• [Recorded information]
■ ■ ■ ■
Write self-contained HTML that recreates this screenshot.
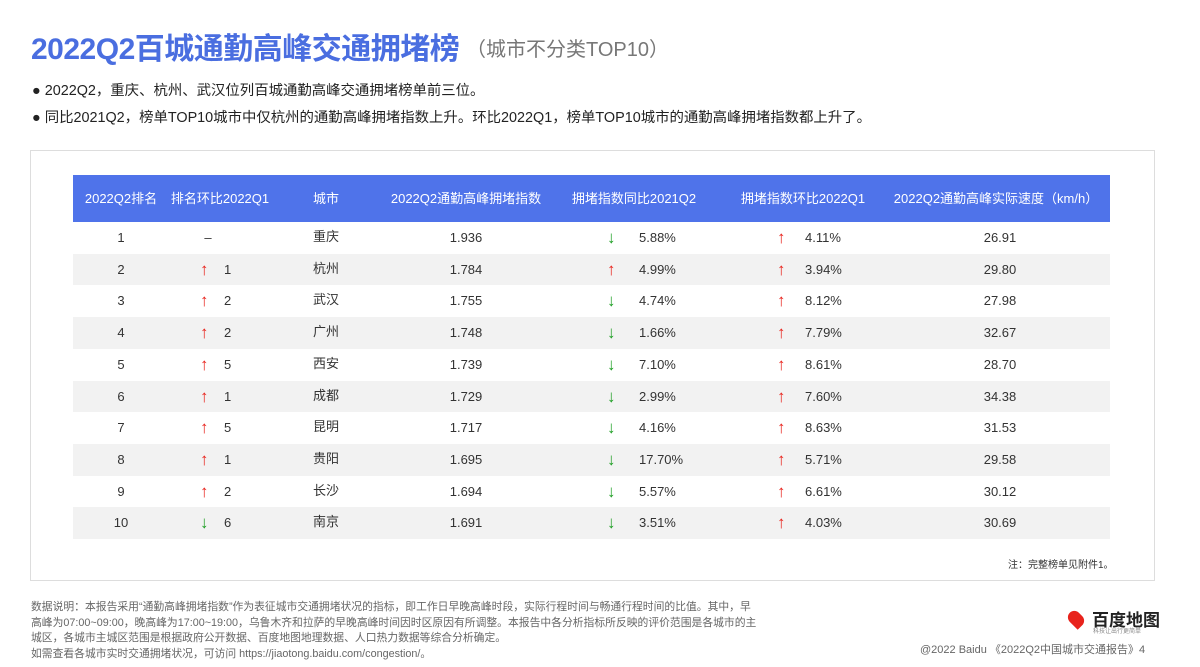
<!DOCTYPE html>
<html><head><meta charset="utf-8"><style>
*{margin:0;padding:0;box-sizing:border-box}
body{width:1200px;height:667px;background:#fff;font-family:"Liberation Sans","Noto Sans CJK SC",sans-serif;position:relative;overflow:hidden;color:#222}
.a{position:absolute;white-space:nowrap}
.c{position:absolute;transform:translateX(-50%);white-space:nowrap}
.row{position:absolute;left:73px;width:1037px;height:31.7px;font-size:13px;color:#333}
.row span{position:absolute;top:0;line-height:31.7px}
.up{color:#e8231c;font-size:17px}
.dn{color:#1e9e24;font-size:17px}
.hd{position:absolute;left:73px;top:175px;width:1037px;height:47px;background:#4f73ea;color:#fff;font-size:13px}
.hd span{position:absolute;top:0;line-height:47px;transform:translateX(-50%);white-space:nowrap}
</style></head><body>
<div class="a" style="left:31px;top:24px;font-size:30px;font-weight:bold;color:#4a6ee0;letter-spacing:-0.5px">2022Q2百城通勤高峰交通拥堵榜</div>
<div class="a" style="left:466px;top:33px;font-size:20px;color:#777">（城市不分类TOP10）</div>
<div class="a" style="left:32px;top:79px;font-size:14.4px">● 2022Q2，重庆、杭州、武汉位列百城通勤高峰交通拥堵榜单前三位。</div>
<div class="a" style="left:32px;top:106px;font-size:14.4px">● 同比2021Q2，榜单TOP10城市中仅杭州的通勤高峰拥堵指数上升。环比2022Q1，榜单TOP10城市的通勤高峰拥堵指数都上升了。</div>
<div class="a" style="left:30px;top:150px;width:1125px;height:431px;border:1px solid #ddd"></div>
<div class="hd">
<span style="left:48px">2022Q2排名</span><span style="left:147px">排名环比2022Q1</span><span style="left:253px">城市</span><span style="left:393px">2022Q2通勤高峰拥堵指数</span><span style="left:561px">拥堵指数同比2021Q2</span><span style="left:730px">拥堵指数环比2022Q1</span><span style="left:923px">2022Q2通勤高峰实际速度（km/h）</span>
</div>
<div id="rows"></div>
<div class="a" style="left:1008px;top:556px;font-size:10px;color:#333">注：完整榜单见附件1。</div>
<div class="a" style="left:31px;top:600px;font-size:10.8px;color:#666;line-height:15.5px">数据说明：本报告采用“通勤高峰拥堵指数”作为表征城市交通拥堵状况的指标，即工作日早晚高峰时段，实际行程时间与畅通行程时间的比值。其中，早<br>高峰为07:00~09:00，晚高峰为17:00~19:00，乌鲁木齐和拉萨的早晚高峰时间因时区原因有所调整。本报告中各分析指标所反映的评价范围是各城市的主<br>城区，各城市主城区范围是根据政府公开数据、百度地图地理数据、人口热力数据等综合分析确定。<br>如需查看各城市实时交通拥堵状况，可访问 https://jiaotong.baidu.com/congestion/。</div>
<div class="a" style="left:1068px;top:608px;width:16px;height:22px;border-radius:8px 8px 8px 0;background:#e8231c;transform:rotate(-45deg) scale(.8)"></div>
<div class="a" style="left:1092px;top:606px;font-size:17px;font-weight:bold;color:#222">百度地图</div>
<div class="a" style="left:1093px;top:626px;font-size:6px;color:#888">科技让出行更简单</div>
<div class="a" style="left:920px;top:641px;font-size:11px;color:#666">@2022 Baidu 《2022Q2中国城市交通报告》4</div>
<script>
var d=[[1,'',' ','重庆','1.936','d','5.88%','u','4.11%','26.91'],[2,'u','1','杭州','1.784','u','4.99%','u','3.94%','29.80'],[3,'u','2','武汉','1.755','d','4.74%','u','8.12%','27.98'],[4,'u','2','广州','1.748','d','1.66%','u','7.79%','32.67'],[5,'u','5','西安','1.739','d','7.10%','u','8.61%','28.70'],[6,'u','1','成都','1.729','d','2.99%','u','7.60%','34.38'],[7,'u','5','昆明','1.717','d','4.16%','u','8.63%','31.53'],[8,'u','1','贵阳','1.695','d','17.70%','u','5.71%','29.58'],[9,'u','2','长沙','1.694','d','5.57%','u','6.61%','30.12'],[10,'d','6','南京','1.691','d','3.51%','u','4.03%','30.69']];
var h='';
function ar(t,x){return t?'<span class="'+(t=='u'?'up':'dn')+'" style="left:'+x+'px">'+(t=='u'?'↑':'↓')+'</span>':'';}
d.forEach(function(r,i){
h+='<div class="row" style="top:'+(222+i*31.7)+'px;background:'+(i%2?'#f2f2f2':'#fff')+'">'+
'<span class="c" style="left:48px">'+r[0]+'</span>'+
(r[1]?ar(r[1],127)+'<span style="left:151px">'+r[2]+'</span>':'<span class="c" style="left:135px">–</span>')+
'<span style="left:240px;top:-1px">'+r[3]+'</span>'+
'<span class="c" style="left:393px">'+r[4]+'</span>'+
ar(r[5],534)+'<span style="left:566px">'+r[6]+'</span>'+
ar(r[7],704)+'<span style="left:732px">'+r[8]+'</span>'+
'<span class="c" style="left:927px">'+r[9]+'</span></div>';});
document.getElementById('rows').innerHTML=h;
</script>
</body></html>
■ ■ ■ ■
• [What you will do] Print the full listing exactly, dropping the pictures.

• [Task solution]
Write self-contained HTML that recreates this screenshot.
<!DOCTYPE html>
<html><head><meta charset="utf-8"><style>
*{margin:0;padding:0;box-sizing:border-box}
body{width:1200px;height:667px;background:#fff;font-family:"Liberation Sans","Noto Sans CJK SC",sans-serif;position:relative;overflow:hidden;color:#222}
.a{position:absolute;white-space:nowrap}
.c{position:absolute;transform:translateX(-50%);white-space:nowrap}
.row{position:absolute;left:73px;width:1037px;height:31.7px;font-size:13px;color:#333}
.row span{position:absolute;top:0;line-height:31.7px}
.up{color:#e8231c;font-size:17px}
.dn{color:#1e9e24;font-size:17px}
.hd{position:absolute;left:73px;top:175px;width:1037px;height:47px;background:#4f73ea;color:#fff;font-size:13px}
.hd span{position:absolute;top:0;line-height:47px;transform:translateX(-50%);white-space:nowrap}
</style></head><body>
<div class="a" style="left:31px;top:24px;font-size:30px;font-weight:bold;color:#4a6ee0;letter-spacing:-0.5px">2022Q2百城通勤高峰交通拥堵榜</div>
<div class="a" style="left:466px;top:33px;font-size:20px;color:#777">（城市不分类TOP10）</div>
<div class="a" style="left:32px;top:79px;font-size:14.4px">● 2022Q2，重庆、杭州、武汉位列百城通勤高峰交通拥堵榜单前三位。</div>
<div class="a" style="left:32px;top:106px;font-size:14.4px">● 同比2021Q2，榜单TOP10城市中仅杭州的通勤高峰拥堵指数上升。环比2022Q1，榜单TOP10城市的通勤高峰拥堵指数都上升了。</div>
<div class="a" style="left:30px;top:150px;width:1125px;height:431px;border:1px solid #ddd"></div>
<div class="hd">
<span style="left:48px">2022Q2排名</span><span style="left:147px">排名环比2022Q1</span><span style="left:253px">城市</span><span style="left:393px">2022Q2通勤高峰拥堵指数</span><span style="left:561px">拥堵指数同比2021Q2</span><span style="left:730px">拥堵指数环比2022Q1</span><span style="left:923px">2022Q2通勤高峰实际速度（km/h）</span>
</div>
<div id="rows"></div>
<div class="a" style="left:1008px;top:556px;font-size:10px;color:#333">注：完整榜单见附件1。</div>
<div class="a" style="left:31px;top:600px;font-size:10.8px;color:#666;line-height:15.5px">数据说明：本报告采用“通勤高峰拥堵指数”作为表征城市交通拥堵状况的指标，即工作日早晚高峰时段，实际行程时间与畅通行程时间的比值。其中，早<br>高峰为07:00~09:00，晚高峰为17:00~19:00，乌鲁木齐和拉萨的早晚高峰时间因时区原因有所调整。本报告中各分析指标所反映的评价范围是各城市的主<br>城区，各城市主城区范围是根据政府公开数据、百度地图地理数据、人口热力数据等综合分析确定。<br>如需查看各城市实时交通拥堵状况，可访问 https://jiaotong.baidu.com/congestion/。</div>
<div class="a" style="left:1068px;top:608px;width:16px;height:22px;border-radius:8px 8px 8px 0;background:#e8231c;transform:rotate(-45deg) scale(.8)"></div>
<div class="a" style="left:1092px;top:606px;font-size:17px;font-weight:bold;color:#222">百度地图</div>
<div class="a" style="left:1093px;top:626px;font-size:6px;color:#888">科技让出行更简单</div>
<div class="a" style="left:920px;top:641px;font-size:11px;color:#666">@2022 Baidu 《2022Q2中国城市交通报告》4</div>
<script>
var d=[[1,'',' ','重庆','1.936','d','5.88%','u','4.11%','26.91'],[2,'u','1','杭州','1.784','u','4.99%','u','3.94%','29.80'],[3,'u','2','武汉','1.755','d','4.74%','u','8.12%','27.98'],[4,'u','2','广州','1.748','d','1.66%','u','7.79%','32.67'],[5,'u','5','西安','1.739','d','7.10%','u','8.61%','28.70'],[6,'u','1','成都','1.729','d','2.99%','u','7.60%','34.38'],[7,'u','5','昆明','1.717','d','4.16%','u','8.63%','31.53'],[8,'u','1','贵阳','1.695','d','17.70%','u','5.71%','29.58'],[9,'u','2','长沙','1.694','d','5.57%','u','6.61%','30.12'],[10,'d','6','南京','1.691','d','3.51%','u','4.03%','30.69']];
var h='';
function ar(t,x){return t?'<span class="'+(t=='u'?'up':'dn')+'" style="left:'+x+'px">'+(t=='u'?'↑':'↓')+'</span>':'';}
d.forEach(function(r,i){
h+='<div class="row" style="top:'+(222+i*31.7)+'px;background:'+(i%2?'#f2f2f2':'#fff')+'">'+
'<span class="c" style="left:48px">'+r[0]+'</span>'+
(r[1]?ar(r[1],127)+'<span style="left:151px">'+r[2]+'</span>':'<span class="c" style="left:135px">–</span>')+
'<span style="left:240px;top:-1px">'+r[3]+'</span>'+
'<span class="c" style="left:393px">'+r[4]+'</span>'+
ar(r[5],534)+'<span style="left:566px">'+r[6]+'</span>'+
ar(r[7],704)+'<span style="left:732px">'+r[8]+'</span>'+
'<span class="c" style="left:927px">'+r[9]+'</span></div>';});
document.getElementById('rows').innerHTML=h;
</script>
</body></html>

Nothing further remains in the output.